What previous research has not yet investigated is whether this 4-week program also affects subjective well-being in terms of satisfaction with life and health. The results provided evidence that participation in the fitness program had a significant and positive effect on reported satisfaction with life and health. This finding is in line with the comprehensive review provided by Fox (1999) who concluded that moderate regular exercise is a viable way of improving mental well-being in the general public. However, up to now, it was unclear after what period of time such positive effects occur and how frequent people have to exercise. The present study provided evidence that these positive effects can be achieved after a period of time as short as 4 weeks with a fitness program that takes 30 min and is performed only twice per week.

The findings of this study have implications for policy makers, sport and fitness providers, and participants. Given the appealing character of the time-efficient fitness program and its positive effects on subjective well-being, it can be recommended that policy makers provide (financial) incentives for fitness clubs and other sport providers to provide such time-efficient fitness programs. Also, incentives for participation in such programs should be provided for potential participants, specifically for people who can be considered overweight or who would benefit from exercise because of other health problems. The latter recommendation is in line with the suggestion of Langer (2006) to also provide incentives for the demand side (participants) and not only the supply side (sport providers).

For sport and fitness providers, it can be recommended to provide such time-efficient programs to a greater extent because they may also be attractive for people with limited leisure time. The low score on the social affiliation variable indicates that making new contacts in the fitness club was not a priority to participants. Yet, previous research showed that social relationships also contribute to subjective well-being (Nieminen et al. 2010) and, therefore, participants should exploit the opportunity of meeting new people in a fitness club.

Conclusions

This study provided evidence that participation in a fitness program over a 4-week period leads to significant increases in the participants’ reported satisfaction with life and health. The fitness program was time efficient; participants only exercised 30 min twice a week. The provision of such time-efficient programs should be supported by policy makers to a greater extent, not only because of the positive effects on subjective well-being, but also because such programs seem to be appealing to overweight people which are one of the main target groups of public health policies. Therefore, they can also contribute to reduce the costs of obesity that represent financial burdens on health systems worldwide (WHO 2007).

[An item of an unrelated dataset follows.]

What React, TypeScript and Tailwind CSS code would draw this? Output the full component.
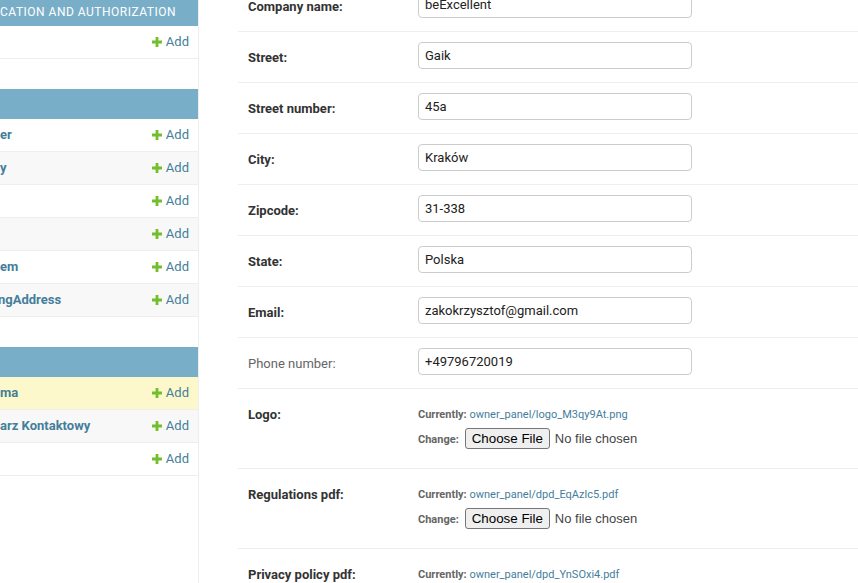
import React from "react";

const Plus = () => (
  <svg width="10" height="10" viewBox="0 0 10 10" className="shrink-0">
    <path d="M3.6 0h2.8v3.6H10v2.8H6.4V10H3.6V6.4H0V3.6h3.6z" fill="#70bf2b" />
  </svg>
);

type Row = { name: string; off?: number; bg?: string };

const Module = ({ title, rows }: { title: string; rows: Row[] }) => (
  <div className="mb-[30px]">
    <div className="flex items-center h-[30px] bg-[#79aec8] text-white text-[12px] uppercase tracking-[0.5px] whitespace-nowrap overflow-hidden">
      <span className="pt-[1px]">{title}</span>
    </div>
    {rows.map((r, i) => (
      <div
        key={i}
        className={`flex items-center justify-between h-[33px] border-b border-[#eee] pr-[9px] ${r.bg ?? ""}`}
      >
        <span
          className="text-[13px] font-bold text-[#447e9b] whitespace-nowrap"
          style={{ marginLeft: r.off ?? 0 }}
        >
          {r.name}
        </span>
        <span className="flex items-center gap-[4px] text-[13px] text-[#447e9b]">
          <Plus />
          <span>Add</span>
        </span>
      </div>
    ))}
  </div>
);

const TextRow = ({ label, value, required = true }: { label: string; value: string; required?: boolean }) => (
  <div className="flex items-start h-[51px] border-b border-[#eee] pl-[10px]">
    <div
      className={`w-[170px] shrink-0 pt-[18px] text-[13px] leading-4 ${required ? "font-bold text-[#333]" : "text-[#666]"}`}
    >
      {label}
    </div>
    <div className="pt-[10px]">
      <div className="w-[274px] h-[27px] border border-[#ccc] rounded-[4px] px-[6px] flex items-center text-[13px] text-[#222] bg-white">
        {value}
      </div>
    </div>
  </div>
);

const FileRow = ({ label, file }: { label: string; file: string }) => (
  <div className="flex items-start h-[80px] border-b border-[#eee] pl-[10px]">
    <div className="w-[170px] shrink-0 pt-[18px] text-[13px] leading-4 font-bold text-[#333]">{label}</div>
    <div className="pt-[16px] text-[11px] text-[#666]">
      <div className="leading-[20px]">
        <span className="font-bold">Currently:</span>{" "}
        <span className="text-[#447e9b]">{file}</span>
      </div>
      <div className="flex items-baseline mt-[3px]">
        <span className="font-bold mr-[6px]">Change:</span>
        <span className="inline-flex items-center h-[21px] px-[6px] border border-[#767676] rounded-[3px] bg-[#efefef] text-[13.33px] text-black font-['Liberation_Sans',Arial,sans-serif]">
          Choose File
        </span>
        <span className="ml-[5px] text-[13px] text-[#444] font-['Liberation_Sans',Arial,sans-serif]">
          No file chosen
        </span>
      </div>
    </div>
  </div>
);

export default function App() {
  return (
    <div className="flex w-[858px] h-[583px] overflow-hidden bg-white font-['Roboto',sans-serif]">
      <aside className="w-[199px] shrink-0 border-r border-[#eee] overflow-hidden">
        <div className="-mt-[4px]">
          <Module title="CATION AND AUTHORIZATION" rows={[{ name: "" }]} />
          <Module
            title=""
            rows={[
              { name: "er" },
              { name: "y", bg: "bg-[#f8f8f8]" },
              { name: "" },
              { name: "", bg: "bg-[#f8f8f8]" },
              { name: "em" },
              { name: "ngAddress", off: -2, bg: "bg-[#f8f8f8]" },
            ]}
          />
          <Module
            title=""
            rows={[
              { name: "ma", bg: "bg-[#fdf8cb]" },
              { name: "arz Kontaktowy", bg: "bg-[#f8f8f8]" },
              { name: "" },
            ]}
          />
        </div>
      </aside>
      <main className="flex-1 min-w-0 pl-[39px]">
        <div className="-mt-[19px]">
          <TextRow label="Company name:" value="beExcellent" />
          <TextRow label="Street:" value="Gaik" />
          <TextRow label="Street number:" value="45a" />
          <TextRow label="City:" value="Kraków" />
          <TextRow label="Zipcode:" value="31-338" />
          <TextRow label="State:" value="Polska" />
          <TextRow label="Email:" value="zakokrzysztof@gmail.com" />
          <TextRow label="Phone number:" value="+49796720019" required={false} />
          <FileRow label="Logo:" file="owner_panel/logo_M3qy9At.png" />
          <FileRow label="Regulations pdf:" file="owner_panel/dpd_EqAzlc5.pdf" />
          <FileRow label="Privacy policy pdf:" file="owner_panel/dpd_YnSOxi4.pdf" />
        </div>
      </main>
    </div>
  );
}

This study has some limitations that can guide future research. First, due to the nature of the exercises that require specific fitness equipment (strength training machines) usually available in fitness clubs, the sample is limited to people who are somewhat interested in fitness. It would be interesting to examine whether there are equivalent time-efficient programs in other sports that are more accessible to population groups not interested in fitness. Second, the study focused on subjective well-being (mental health); the effects of such fitness program on physical health (diabetes, high blood pressure, heart disease, etc.) were not examined. Third, it is unclear whether the participants have continued with the fitness program and how such time-efficient programs affect subjective well-being in the long term. Future studies should examine the impact on physical health and the long-term effects of such time-efficient fitness programs.